[Exercise requirements]: Begin with the first line and repeat exactly through the line containing "Settings, ChevronUp, ChevronDown"; leave every image out.

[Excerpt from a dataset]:

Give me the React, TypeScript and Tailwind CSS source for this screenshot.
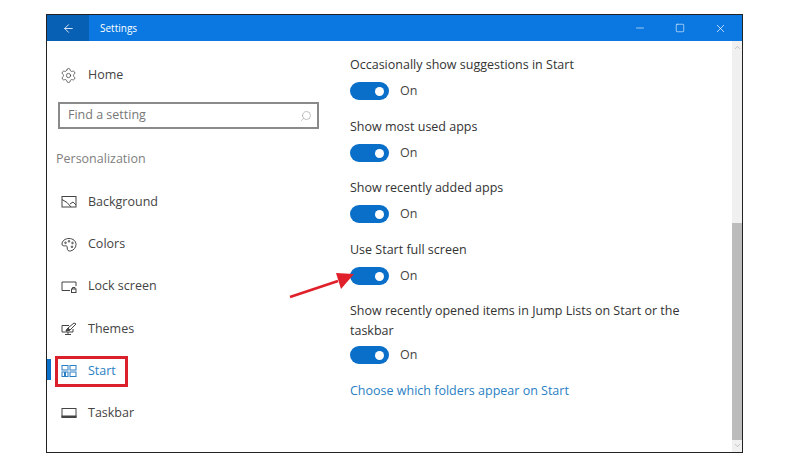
import React from "react";
import { ArrowLeft, Minus, Square, X, Search, Settings, ChevronUp, ChevronDown } from "lucide-react";

const BackgroundIcon = () => (
  <svg width="16" height="14" viewBox="0 0 16 14" fill="none" stroke="currentColor" strokeWidth="1">
    <rect x="1" y="1.5" width="14" height="10.5" />
    <path d="M1 4.5 L6 7.5 L10 12 M9 9 L12 7 L15 10" />
  </svg>
);

const ColorsIcon = () => (
  <svg width="16" height="16" viewBox="0 0 16 16" fill="none" stroke="currentColor" strokeWidth="1">
    <path d="M8 1.5 C4 1.5 1 4 1 7 C1 9 3 9 4.5 8.8 C6 8.7 6.5 9.5 6.2 11 C6 13 7.5 14.5 9.5 14 C13 13.2 15 10.5 15 7.5 C15 4 12 1.5 8 1.5 Z" />
    <circle cx="4.5" cy="5.8" r="0.8" />
    <circle cx="8" cy="4.3" r="0.8" />
    <circle cx="11.5" cy="6" r="0.8" />
    <circle cx="11" cy="9.8" r="0.8" />
  </svg>
);

const LockIcon = () => (
  <svg width="16" height="14" viewBox="0 0 16 14" fill="none" stroke="currentColor" strokeWidth="1">
    <path d="M9 10.5 H1 V2 H15 V6" />
    <rect x="10.5" y="9" width="4.5" height="3.5" />
    <path d="M11.5 9 V7.5 H14 V9" />
  </svg>
);

const ThemesIcon = () => (
  <svg width="16" height="14" viewBox="0 0 16 14" fill="none" stroke="currentColor" strokeWidth="1">
    <path d="M8 3.5 H1 V10 H12 V7" />
    <path d="M4 12.5 H10 M7 10 V12.5" />
    <path d="M5 9 L7 6 L13 1 L15 2 L9 8 Z" />
    <path d="M5 9 L7 6 L9 8 Z" fill="currentColor" />
  </svg>
);

const StartIcon = () => (
  <svg width="16" height="14" viewBox="0 0 16 14" fill="none" stroke="currentColor" strokeWidth="1">
    <rect x="1" y="1.5" width="6" height="4.5" />
    <rect x="9" y="1.5" width="6" height="4.5" />
    <rect x="1" y="8" width="2.5" height="4.5" />
    <rect x="4.5" y="8" width="2.5" height="4.5" />
    <rect x="9" y="8" width="6" height="4.5" />
  </svg>
);

const TaskbarIcon = () => (
  <svg width="16" height="12" viewBox="0 0 16 12" fill="none" stroke="currentColor" strokeWidth="1">
    <rect x="1" y="1.5" width="14" height="8.5" />
    <rect x="1" y="9" width="14" height="1.5" fill="currentColor" />
  </svg>
);

const navItems = [
  { label: "Background", icon: <BackgroundIcon /> },
  { label: "Colors", icon: <ColorsIcon /> },
  { label: "Lock screen", icon: <LockIcon /> },
  { label: "Themes", icon: <ThemesIcon /> },
  { label: "Start", icon: <StartIcon />, active: true },
  { label: "Taskbar", icon: <TaskbarIcon /> },
];

const Toggle = () => (
  <div className="flex items-center gap-[11px] h-5">
    <div className="w-[39px] h-[18px] rounded-full bg-[#0a6fc9] flex items-center justify-end pr-[5px]">
      <div className="w-[9px] h-[9px] rounded-full bg-white" />
    </div>
    <span className="text-[#444444]">On</span>
  </div>
);

const settings = [
  { label: "Occasionally show suggestions in Start", mt: "mt-0", gap: "mt-[6px]" },
  { label: "Show most used apps", mt: "mt-[16px]", gap: "mt-[6px]" },
  { label: "Show recently added apps", mt: "mt-[15px]", gap: "mt-[6px]" },
  { label: "Use Start full screen", mt: "mt-[16px]", gap: "mt-[6px]" },
  { label: "Show recently opened items in Jump Lists on Start or the taskbar", mt: "mt-[15px]", gap: "mt-[4px]" },
];

export default function App() {
  return (
    <div className="w-[800px] h-[474px] bg-white overflow-hidden pt-[14px] pl-[46px] font-['Open_Sans',sans-serif] text-[12.5px]">
      <div className="relative w-[697px] h-[439px] border border-[#222222] flex flex-col">
        <div className="h-[26px] bg-[#0a78e0] flex items-center text-white shrink-0">
          <div className="w-[42px] h-full bg-[#0860b4] flex items-center justify-center">
            <ArrowLeft size={13} strokeWidth={1.5} />
          </div>
          <span className="ml-[11px] text-[10px]">Settings</span>
          <div className="ml-auto flex items-center gap-[29px] pr-[15px]">
            <Minus size={12} strokeWidth={1.2} />
            <Square size={10} strokeWidth={1.4} />
            <X size={13} strokeWidth={1.3} />
          </div>
        </div>

        <div className="flex flex-1 min-h-0">
          <div className="w-[303px] shrink-0 text-[#444444]">
            <div className="flex items-center h-5 mt-[24px] pl-[13px] gap-[11px]">
              <Settings size={17} strokeWidth={1.1} />
              <span>Home</span>
            </div>
            <div className="mt-[17px] ml-[11px] w-[261px] h-[27px] border-2 border-[#8a8a8a] flex items-center justify-between pl-[8px] pr-[5px] text-[#777777]">
              <span>Find a setting</span>
              <Search size={12} strokeWidth={1.2} className="-scale-x-100 text-[#999999]" />
            </div>
            <div className="mt-[21px] ml-[9px] text-[#808080]">Personalization</div>
            <div className="mt-[23.7px] flex flex-col gap-[22.2px]">
              {navItems.map((item) => (
                <div key={item.label} className={`relative flex items-center h-5 pl-[14px] gap-[11px] ${item.active ? "text-[#2a7fc4]" : ""}`}>
                  {item.active && <div className="absolute left-0 -top-[2px] w-1 h-[21px] bg-[#0a6fc9]" />}
                  <span className="w-4 flex justify-center">{item.icon}</span>
                  <span>{item.label}</span>
                </div>
              ))}
            </div>
          </div>

          <div className="flex-1 pt-[14px] text-[#333333] leading-[20px]">
            {settings.map((s) => (
              <div key={s.label} className={s.mt}>
                <div className="w-[345px]">{s.label}</div>
                <div className={s.gap}>
                  <Toggle />
                </div>
              </div>
            ))}
            <div className="mt-[16px] text-[#2a7fc4]">Choose which folders appear on Start</div>
          </div>

          <div className="w-[10px] shrink-0 bg-[#f0f0f0] flex flex-col items-center text-[#b0b0b0]">
            <ChevronUp size={9} className="mt-[2px]" />
            <div className="w-full h-[217px] bg-[#bcbcbc] mt-[171px]" />
            <ChevronDown size={9} className="mt-[1px]" />
          </div>
        </div>

        <div className="absolute left-[8px] top-[341px] w-[73px] h-[31px] border-[3px] border-[#d9202b]" />
        <svg className="absolute left-[240px] top-[250px]" width="70" height="40" viewBox="0 0 70 40">
          <path d="M3 32 L51 16" stroke="#e0202a" strokeWidth="2.6" fill="none" />
          <path d="M67 9 L49 8 L54 24 Z" fill="#e0202a" />
        </svg>
      </div>
    </div>
  );
}
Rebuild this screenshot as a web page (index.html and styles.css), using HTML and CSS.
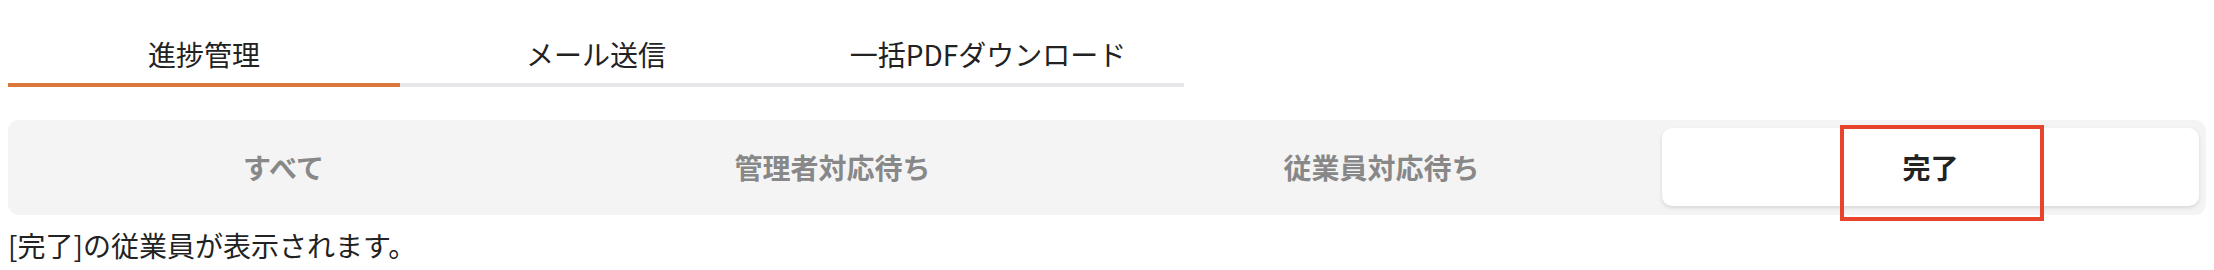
FILE: index.html
```html
<!DOCTYPE html>
<html lang="ja">
<head>
<meta charset="utf-8">
<title>進捗管理</title>
<link rel="stylesheet" href="styles.css">
</head>
<body>
<div class="page">
  <nav class="tabs">
    <div class="tab active">進捗管理</div>
    <div class="tab">メール送信</div>
    <div class="tab">一括PDFダウンロード</div>
  </nav>
  <div class="segmented">
    <div class="seg">すべて</div>
    <div class="seg">管理者対応待ち</div>
    <div class="seg">従業員対応待ち</div>
    <div class="seg selected">完了<span class="highlight"></span></div>
  </div>
  <p class="desc">[完了]の従業員が表示されます。</p>
</div>
</body>
</html>
```
FILE: styles.css
```css
html, body {
  margin: 0;
  padding: 0;
  background: #ffffff;
}
body {
  font-family: "Noto Sans CJK JP", "Noto Sans", sans-serif;
  color: #222222;
}
.page {
  padding: 0 8px;
}
.tabs {
  display: grid;
  grid-template-columns: repeat(3, 392px);
}
.tab {
  padding-top: 36px;
  padding-bottom: 11px;
  line-height: 36px;
  font-size: 28px;
  text-align: center;
  border-bottom: 4px solid #e6e6ea;
  color: #222222;
}
.tab.active {
  border-bottom-color: #d97a3a;
}
.segmented {
  margin-top: 33px;
  height: 95px;
  box-sizing: border-box;
  padding: 8px 7px 9px;
  background: #f4f4f4;
  border-radius: 11px;
  display: grid;
  grid-template-columns: repeat(4, 1fr);
  column-gap: 12px;
}
.seg {
  position: relative;
  display: flex;
  align-items: center;
  justify-content: center;
  font-size: 28px;
  font-weight: 700;
  color: #888888;
  border-radius: 10px;
}
.seg.selected {
  background: #ffffff;
  color: #222222;
  box-shadow: 0 2px 4px rgba(0, 0, 0, 0.12);
}
.highlight {
  position: absolute;
  left: 178px;
  top: -3px;
  width: 204px;
  height: 96px;
  box-sizing: border-box;
  border: 4px solid #e8432b;
}
.desc {
  margin: 12px 0 0;
  font-size: 28px;
  line-height: 36px;
  color: #222222;
}
```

[Solution to this problem]:
Give me the React, TypeScript and Tailwind CSS source for this screenshot.
import React from "react";
import { ArrowLeft, Minus, Square, X, Search, Settings, ChevronUp, ChevronDown } from "lucide-react";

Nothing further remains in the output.